The first in series of internationalization and localization features, Next.js 10 has built-in support for automatic internationalization routing detection - users will be automatically redirected to their preferred language, based on their Accept-Language browser header. Next.js 10 also supports the two most popular internationalization routing strategies - subpath routing and domain routing, and allows for integrating with the majority of React internationalization libraries. So if you want your app to be used all over the world, in multiple languages - things just got easier.

  • Next.js Commerce

Next.js Commerce

This all-in-one, open-source e-commerce starter kit enables you to create and customize delightful online experiences with high-performance e-commerce sites. It is currently pre-integrated with BigCommerce, but more integrations will be incorporated in the near future.

  • Analytics

Next.js Analytics

Next.js Analytics allows continuous tracking of real-world performance metrics, based on actual devices used by your app's users. Google Web Vital Performance Metrics, that track the perceived loading speed, responsiveness, and visual stability of your website, are all tracked and reported from the new Vercel's Analytics console. Thus, using Analytics, you can analyze not only your audience but also the web performance of your web app.

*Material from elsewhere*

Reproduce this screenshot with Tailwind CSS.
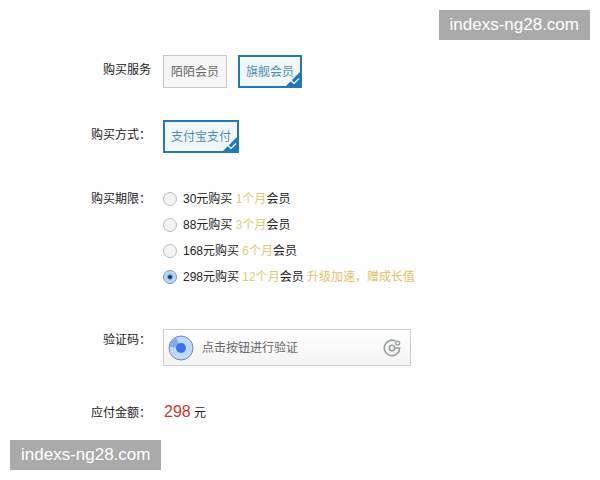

The new Next.js 10 release fills in quite a few gaps over Gatsby, another popular React framework (by introducing the new image optimization features). It also integrates the open-source framework tighter into the proprietary Vercel hosting platform, via Next.js Analytics. All-in-all, the various incremental updates and new features that have been introduced over the years, have led to a very pleasant and delightful development experience. The future for Next.js is indeed very bright.